In the First Branch two nobles, Pwyll Prince of Dyfed, and Arawn King of Annwfn, meet in forest glade when hunting. Their status and pride is demonstrated by both being horsemen and hunters, and by their long argument about status. Note Pwyll is not explicitly stated here as on horseback, but as a lordly hunter it would have been very odd if he had not been mounted.
~ In the next tale of the First Branch, Rhiannon appears on a great and noble horse, which declares her high position. It is also shining pale, coloring associated with Annwfn enchantment. The horse is bound up with her paradoxical movement, which appears slow but no amount of speed by her followers can reach her. Whether this paradoxical movement is her hud, magic, alone; a power owned by the horse; or a synergy between the two; is not specified. Her calm demeanour mounted on a fine horse, together with her magical/ divine mystery,  evokes the ancient Gaulish goddess Epona, whose cult accompanied the crack horse auxiliaries of the Roman legions across the Roman Empire.
~ In the third tale of the First Branch Rhiannon’s lost baby is discovered far away by the door of the royal house of Gwent. Teyrnon is a horse lord, which fits Gerald of Wales’ reference to the outstanding horse breeders of the region. Teyrnon had been sitting vigil for his outstanding mare, because the mare had birthed before on May Eve but her foal then disappeared. She had now just birthed another fine foal when an intruder attempted to steal it. Teyrnon fought off the monster intruder, and discovered the baby left by his door. The Lady of Gwent, his wife, later suggested the May Eve colt be given to the boy, for he showed that he greatly loved horses by spending much of his time working with them.
Meanwhile his birth mother Rhiannon has to do penance because her maids framed her as an infanticide to conceal their lapse as guardians of the baby. Rhiannon agreed to do penance for seven years, to sit by the mounting block of Arberth castle and serve as a mount for arriving travelers She, like Bendigeidfran, is a giantess at times, capable of carrying grown men on her back as a horse does.

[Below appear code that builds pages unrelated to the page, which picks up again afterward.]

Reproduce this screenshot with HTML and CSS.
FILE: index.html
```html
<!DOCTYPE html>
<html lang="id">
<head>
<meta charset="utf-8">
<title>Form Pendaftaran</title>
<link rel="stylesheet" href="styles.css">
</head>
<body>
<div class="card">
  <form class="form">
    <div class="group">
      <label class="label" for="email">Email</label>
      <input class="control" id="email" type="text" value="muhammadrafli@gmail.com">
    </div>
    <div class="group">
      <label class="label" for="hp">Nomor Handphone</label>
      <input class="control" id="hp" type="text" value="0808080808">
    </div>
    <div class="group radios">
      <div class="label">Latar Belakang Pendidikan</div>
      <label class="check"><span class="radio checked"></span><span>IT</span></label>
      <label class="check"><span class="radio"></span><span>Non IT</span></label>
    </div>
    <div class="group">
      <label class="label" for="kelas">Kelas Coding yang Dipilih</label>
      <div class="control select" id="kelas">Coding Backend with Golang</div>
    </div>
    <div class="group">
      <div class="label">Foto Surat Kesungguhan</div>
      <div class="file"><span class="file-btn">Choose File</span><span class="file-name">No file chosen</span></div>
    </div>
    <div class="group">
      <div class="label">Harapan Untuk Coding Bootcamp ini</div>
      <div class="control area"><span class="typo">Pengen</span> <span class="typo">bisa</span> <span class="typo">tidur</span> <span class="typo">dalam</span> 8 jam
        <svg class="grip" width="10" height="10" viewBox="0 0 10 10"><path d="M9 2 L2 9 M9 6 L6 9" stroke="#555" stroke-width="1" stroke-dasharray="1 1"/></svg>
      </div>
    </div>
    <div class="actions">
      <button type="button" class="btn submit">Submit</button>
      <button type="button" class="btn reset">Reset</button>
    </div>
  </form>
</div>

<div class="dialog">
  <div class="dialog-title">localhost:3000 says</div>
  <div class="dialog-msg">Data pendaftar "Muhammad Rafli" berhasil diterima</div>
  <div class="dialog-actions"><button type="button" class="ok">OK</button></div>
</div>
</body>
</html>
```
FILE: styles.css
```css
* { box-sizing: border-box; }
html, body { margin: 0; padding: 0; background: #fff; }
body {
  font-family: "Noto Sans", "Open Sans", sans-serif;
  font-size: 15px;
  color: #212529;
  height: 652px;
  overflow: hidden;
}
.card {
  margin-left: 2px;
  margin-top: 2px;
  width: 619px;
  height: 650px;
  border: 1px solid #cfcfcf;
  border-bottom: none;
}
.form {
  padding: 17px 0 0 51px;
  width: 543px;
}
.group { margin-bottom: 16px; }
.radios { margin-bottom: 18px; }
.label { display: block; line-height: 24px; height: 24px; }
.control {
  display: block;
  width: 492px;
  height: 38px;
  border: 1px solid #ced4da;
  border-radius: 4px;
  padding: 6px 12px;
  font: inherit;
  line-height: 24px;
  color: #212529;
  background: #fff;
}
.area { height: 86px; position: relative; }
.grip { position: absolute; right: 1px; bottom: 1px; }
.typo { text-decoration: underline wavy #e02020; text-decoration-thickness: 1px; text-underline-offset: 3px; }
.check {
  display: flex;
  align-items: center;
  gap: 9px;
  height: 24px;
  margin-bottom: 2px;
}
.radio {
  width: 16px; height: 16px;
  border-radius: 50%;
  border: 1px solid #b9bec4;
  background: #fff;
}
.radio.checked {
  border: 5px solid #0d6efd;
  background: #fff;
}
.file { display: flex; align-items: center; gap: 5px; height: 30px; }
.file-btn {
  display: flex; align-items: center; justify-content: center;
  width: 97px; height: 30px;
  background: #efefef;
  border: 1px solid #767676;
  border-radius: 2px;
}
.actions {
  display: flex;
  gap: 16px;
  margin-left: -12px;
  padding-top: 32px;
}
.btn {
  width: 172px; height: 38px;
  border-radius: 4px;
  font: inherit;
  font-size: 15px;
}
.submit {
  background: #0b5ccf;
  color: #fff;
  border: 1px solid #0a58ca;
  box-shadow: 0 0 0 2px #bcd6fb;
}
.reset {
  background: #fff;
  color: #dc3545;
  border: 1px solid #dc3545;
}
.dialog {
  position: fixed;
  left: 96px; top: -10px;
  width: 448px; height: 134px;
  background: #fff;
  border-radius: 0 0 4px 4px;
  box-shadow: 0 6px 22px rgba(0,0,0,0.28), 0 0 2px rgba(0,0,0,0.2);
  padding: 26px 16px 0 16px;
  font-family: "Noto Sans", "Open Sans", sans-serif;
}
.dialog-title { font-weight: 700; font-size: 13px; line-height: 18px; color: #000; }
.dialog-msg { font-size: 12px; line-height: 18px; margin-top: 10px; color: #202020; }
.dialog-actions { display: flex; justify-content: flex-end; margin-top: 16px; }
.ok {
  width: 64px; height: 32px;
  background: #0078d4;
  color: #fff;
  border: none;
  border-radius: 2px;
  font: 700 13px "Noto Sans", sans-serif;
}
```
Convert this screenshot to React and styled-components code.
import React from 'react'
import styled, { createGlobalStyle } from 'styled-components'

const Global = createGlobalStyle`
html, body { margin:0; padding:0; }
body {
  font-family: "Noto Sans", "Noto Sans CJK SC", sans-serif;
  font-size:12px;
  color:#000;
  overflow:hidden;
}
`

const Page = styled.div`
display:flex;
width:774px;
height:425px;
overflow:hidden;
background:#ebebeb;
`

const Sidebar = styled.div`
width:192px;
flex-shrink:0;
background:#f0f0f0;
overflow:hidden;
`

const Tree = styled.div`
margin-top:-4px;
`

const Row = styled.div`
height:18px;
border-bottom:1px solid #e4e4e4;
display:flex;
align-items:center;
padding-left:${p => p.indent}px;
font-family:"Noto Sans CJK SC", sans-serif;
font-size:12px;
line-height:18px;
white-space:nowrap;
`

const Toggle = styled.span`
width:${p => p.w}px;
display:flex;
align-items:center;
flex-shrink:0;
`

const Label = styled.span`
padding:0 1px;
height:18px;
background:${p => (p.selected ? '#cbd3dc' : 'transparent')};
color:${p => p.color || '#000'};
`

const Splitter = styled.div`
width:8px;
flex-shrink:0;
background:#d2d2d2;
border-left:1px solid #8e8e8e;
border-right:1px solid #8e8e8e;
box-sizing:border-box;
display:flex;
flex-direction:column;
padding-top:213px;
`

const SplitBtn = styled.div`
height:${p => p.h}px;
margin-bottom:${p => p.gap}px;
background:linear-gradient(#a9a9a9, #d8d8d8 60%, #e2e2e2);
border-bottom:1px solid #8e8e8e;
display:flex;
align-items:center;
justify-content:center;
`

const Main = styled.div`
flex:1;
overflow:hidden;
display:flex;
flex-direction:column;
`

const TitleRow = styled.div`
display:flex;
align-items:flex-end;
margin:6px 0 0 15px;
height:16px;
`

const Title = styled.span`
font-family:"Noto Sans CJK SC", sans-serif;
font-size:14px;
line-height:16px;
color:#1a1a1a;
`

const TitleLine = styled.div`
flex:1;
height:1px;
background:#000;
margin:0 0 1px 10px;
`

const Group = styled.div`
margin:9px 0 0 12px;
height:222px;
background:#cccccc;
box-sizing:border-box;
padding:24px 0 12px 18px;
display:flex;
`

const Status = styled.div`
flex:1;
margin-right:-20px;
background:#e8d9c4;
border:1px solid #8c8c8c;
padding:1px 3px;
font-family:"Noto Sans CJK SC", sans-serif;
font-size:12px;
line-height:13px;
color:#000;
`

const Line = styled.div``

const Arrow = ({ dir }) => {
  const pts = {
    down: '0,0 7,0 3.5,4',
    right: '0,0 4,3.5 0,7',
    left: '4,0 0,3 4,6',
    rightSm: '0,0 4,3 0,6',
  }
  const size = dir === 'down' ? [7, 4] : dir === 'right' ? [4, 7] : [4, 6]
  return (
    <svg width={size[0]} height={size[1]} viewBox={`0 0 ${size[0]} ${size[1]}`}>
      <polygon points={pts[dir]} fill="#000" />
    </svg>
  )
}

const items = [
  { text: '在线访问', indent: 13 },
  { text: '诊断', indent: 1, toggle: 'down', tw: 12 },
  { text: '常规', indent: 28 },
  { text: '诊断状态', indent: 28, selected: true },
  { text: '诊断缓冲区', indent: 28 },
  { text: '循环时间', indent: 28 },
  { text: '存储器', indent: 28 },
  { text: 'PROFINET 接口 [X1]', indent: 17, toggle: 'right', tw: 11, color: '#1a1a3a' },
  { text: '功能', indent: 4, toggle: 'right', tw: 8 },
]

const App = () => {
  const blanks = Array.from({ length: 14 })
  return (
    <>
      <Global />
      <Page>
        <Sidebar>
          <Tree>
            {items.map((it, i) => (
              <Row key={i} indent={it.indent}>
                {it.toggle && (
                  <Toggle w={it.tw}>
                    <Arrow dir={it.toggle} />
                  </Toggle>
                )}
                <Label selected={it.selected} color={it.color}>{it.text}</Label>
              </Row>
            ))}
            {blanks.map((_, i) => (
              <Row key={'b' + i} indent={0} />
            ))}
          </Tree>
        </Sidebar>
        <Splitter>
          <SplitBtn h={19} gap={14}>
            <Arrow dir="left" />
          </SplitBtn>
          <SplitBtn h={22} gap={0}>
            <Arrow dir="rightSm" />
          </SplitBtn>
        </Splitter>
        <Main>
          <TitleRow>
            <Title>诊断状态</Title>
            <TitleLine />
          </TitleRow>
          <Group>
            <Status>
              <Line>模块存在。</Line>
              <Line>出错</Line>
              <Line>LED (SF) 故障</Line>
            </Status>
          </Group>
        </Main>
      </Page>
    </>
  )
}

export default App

In the Second Branch it is the horrible mutilation of horses by the villain Efnisien, which disrupts the major alliance between Britain and Ireland. Efnisien signals his deep grievance about his status being ignored in the consultation on this marriage alliance. So appalling is this insult of mutilating horses that it takes massive compensation by the British king Bendigeidfran, to avert war with Ireland. The horse is thus demonstrated as a crucial part of the status of the upper class and their politics.

In the Third Branch Pryderi, the boy so loved horses is now a grown man, restored to Dyfed and become its ruler. A vengeful magician devastates the land by stripping it of all people and all domesticated animals; but Pryderi still has his horse and hunting hounds. He undergoes an enchanted sojourn trapped by magic; Rhiannon follows him to endure it with him. It transpires that during this imprisonment Rhiannon had to wear an asses’ collar. This is another link with her animal nature seen earlier in the First Branch; an ass is close to a horse as an animal trained for riding and haulage. However, like the penance work Rhiannon carried out at the mounting block of her castle, this asses’ collar is a humiliation because the ass is a low status animal in human economics.

In the Fourth Branch, Pryderi is still the ruler and war leader of Dyfed. He is beguiled by the magician Gwydion who tempts him to break his contract with Annwfn by offering him twelve richly caparisoned horses and hounds in exchange for his wondrous herd of pigs. The end result is Pryderi’s death when he accepts the shady deal Gwydion offers him, for the horses Pryderi cannot resist are just temporary illusions of magic. He dies in a duel of honour with Gwydion, which would have been fought on horseback, a fitting death for the boy who so loved horses, child of a queen whose nature was deeply equine.